Thursday, August 11, 2011

Willow Creek Global Leadership Summit--Len Schlesinger



Getting ready for the second session at the Willow Creek Global Leadership Summit. Hoping to learn something that will help our team mobilize more persons to pack shoeboxes for Operation Christmas Child.

Len Schlesinger president of Babson College where they use the case study of Willow Creek Church in their studies of business.

Len's formula for business success
Find out who your customers are
Find out what they want
Give it to them

(We know children around the world want to know God loves them and so we're doing all we can to give them shoeboxes so they'll know that)

Getting from 'Here' to 'There'--
The problem of leading people somewhere else when they're comfortable where they are.
Martin Luther King's "I Have A Dream" speech is used as an example but no one talks about the 3-4 years it took for him to get people energized to receive the message of that speech.

You need to get people to understand the unacceptability of 'here' before they will move to 'there'.

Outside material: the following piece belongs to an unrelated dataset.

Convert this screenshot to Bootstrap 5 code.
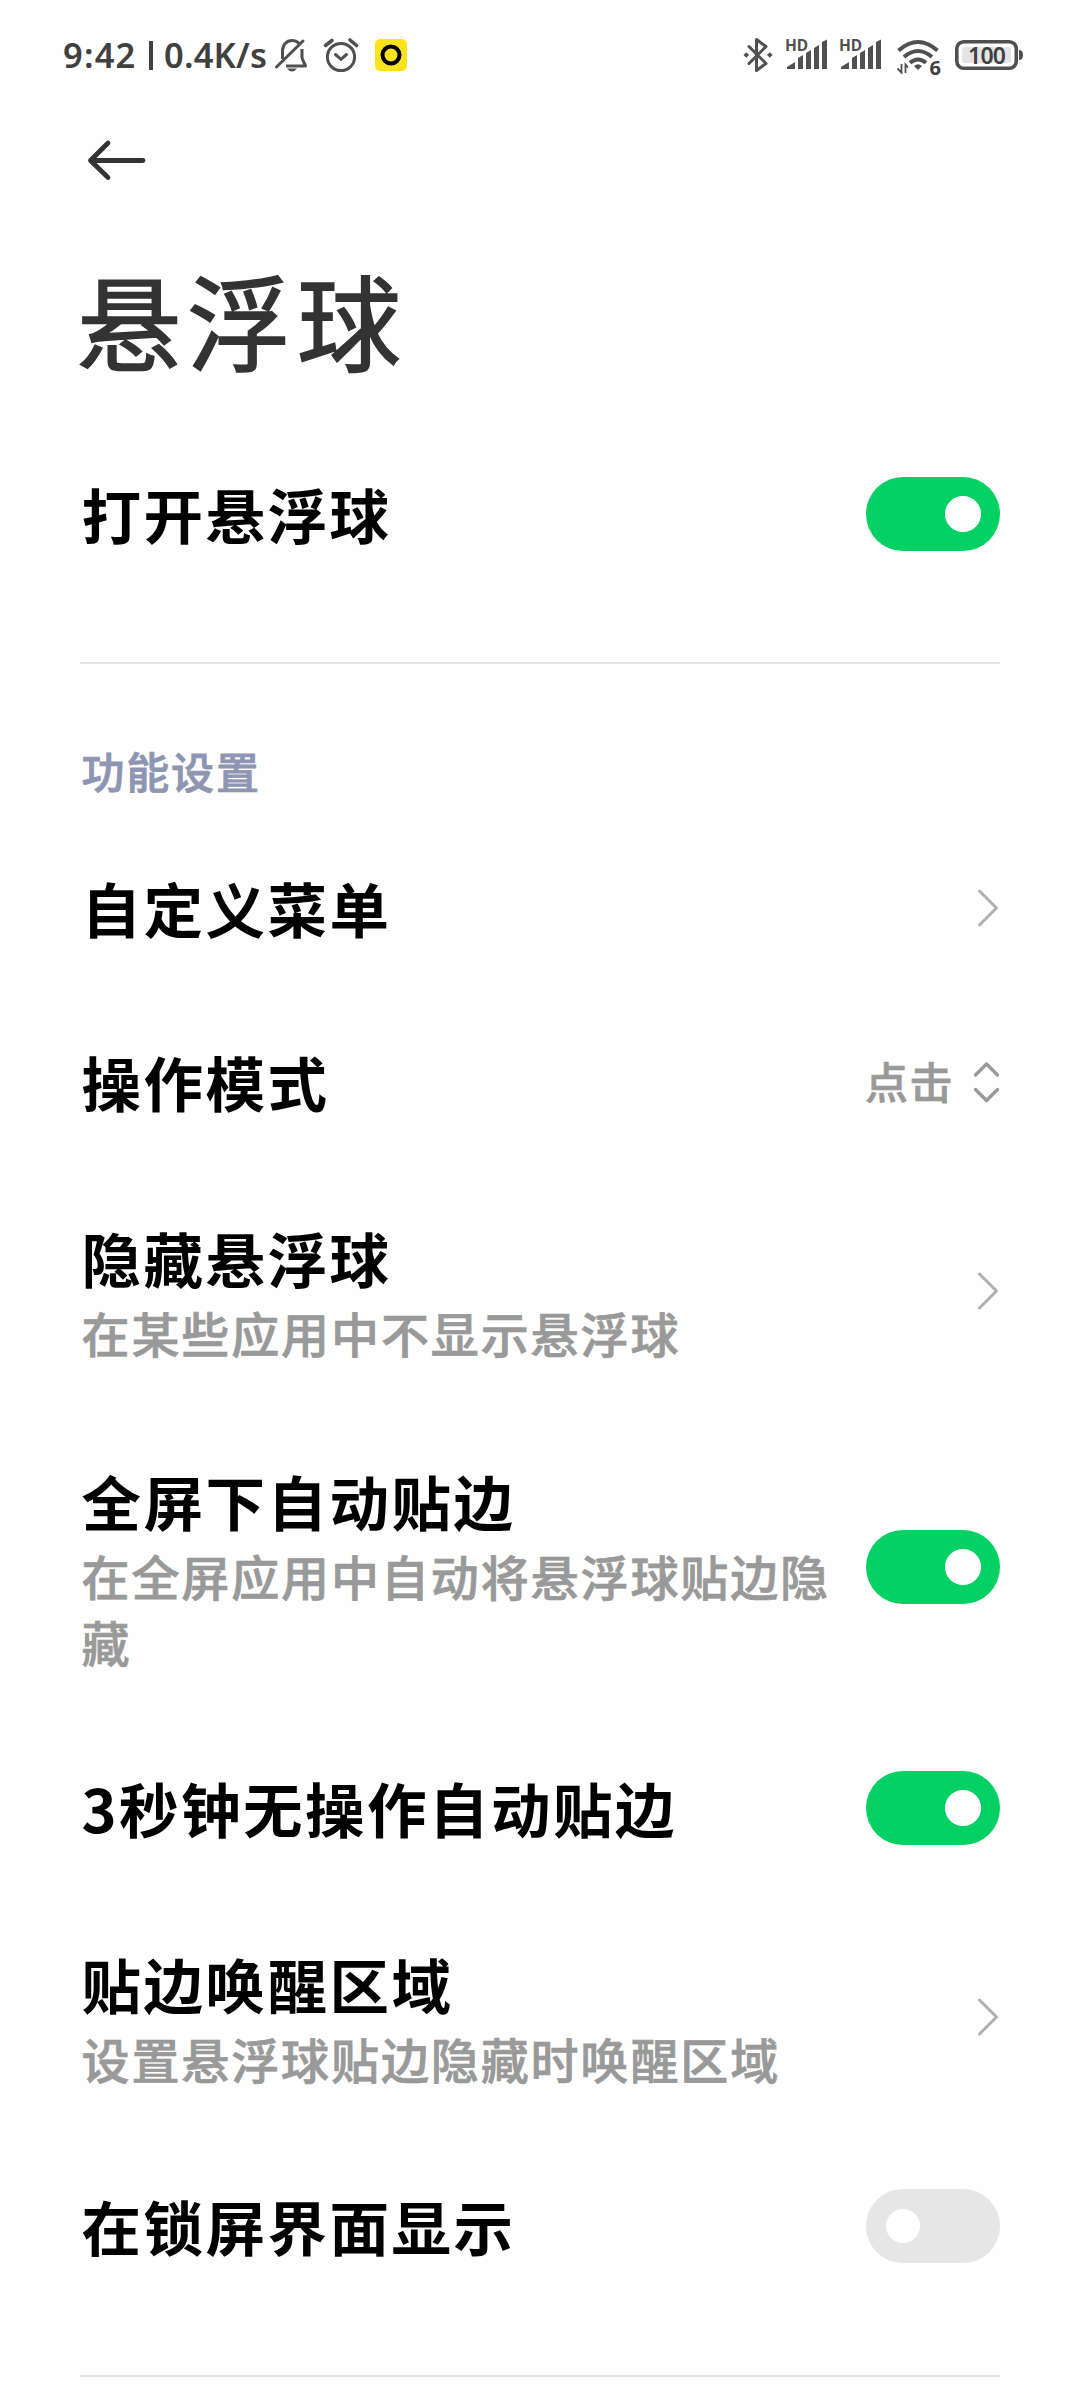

A 'here' where people live in povery is unacceptable
A 'here' with an inadequate education system is unacceptable
A 'here' where we have too much food and can't get it to those in need is unacceptable
A 'here' where the young people can't look forward to a better future than their parents is unacceptable
(and a few more I couldn't get recorded)

What are we going to do about it?

Entrepreneurship can go a long way to providing for the future we aspire to achieve.

Successful entrepreneurs get 'writers' to write a book for them and tell their story in a more dramatic and disenfranchising way. So we get a skewed view of what entrepreneurs really are like. Most of those views are complete nonsense

Research about successful entrepreneurs shows
--low appetite for risk
--start without a sharply defined goal or vision
--distrust research that purports to predict the future
--don't usually come up with totally creative businesses
--not unusually self-confident
--are decisive but so are others
--sometimes and sometimes not egotistical

Family enterprises--the first generation creates, the second enjoys, and the third destroys

Large organizations who are unwilling to embrace entrepreneurship tend to disintegrate.

You cannot ride one business model through your life and career. You have to reinvent yourself 3-5 times in your career

We need to develop mechanisms who we can deal with challenges simultaneously instead of sequentially.

Peter Drucker says entrepreneurship is not magic; it can be learned.

Successful entrepreneurship requires you to forget everything you learned in school. History doesn't always predict the future.

1921 (someone) talked about the juxtaposition of risk and certainty. When you can't predict the future, you create it and that's what entrepreneurs do.

Think about being Indiana Jones--you fall in a hole, it's dark and you can't see. How do you get out? What do you do? What do you think about? First, look for what resources you have, take one careful step and assess, etc. Those are the rules for entrepreneurial action. In the face of unknowability what would rational action dictate?

--take small steps with what you have at hand
--limit the risk for each step
--build on what you find from taking that step
--build a team to help you

(the above steps are what it takes to pack a lot of shoeboxes for Operation Christmas Child!)

affordable loss--pay only what you can afford to and want to--how badly do you want to do something? You can 'enroll' people then to come alongside you.

What keeps people from doing this? Don't worry about what you're going to do--just think about what you want to do NEXT. Focus on where you are before you take the next step.

We're afraid of taking action because of fear of failure. Only over the last 100 years have we intermingled organizational failure with personal failure. Failure rate of venture capital endeavors is 61%. Failure doesn't mean 'game over' it means try again with experience.

Instead of failure, call it an exercise in learning what no one else knows.

To be an entrepreneur--
--Know what you want
--Start with the means you have
--Be alert to what you are getting
--Take steps based on your means and what you want to pay
--It's not what you're going to do but what you're going to do next.
--Bring other people with you and remain flexible in what you do and how you do it.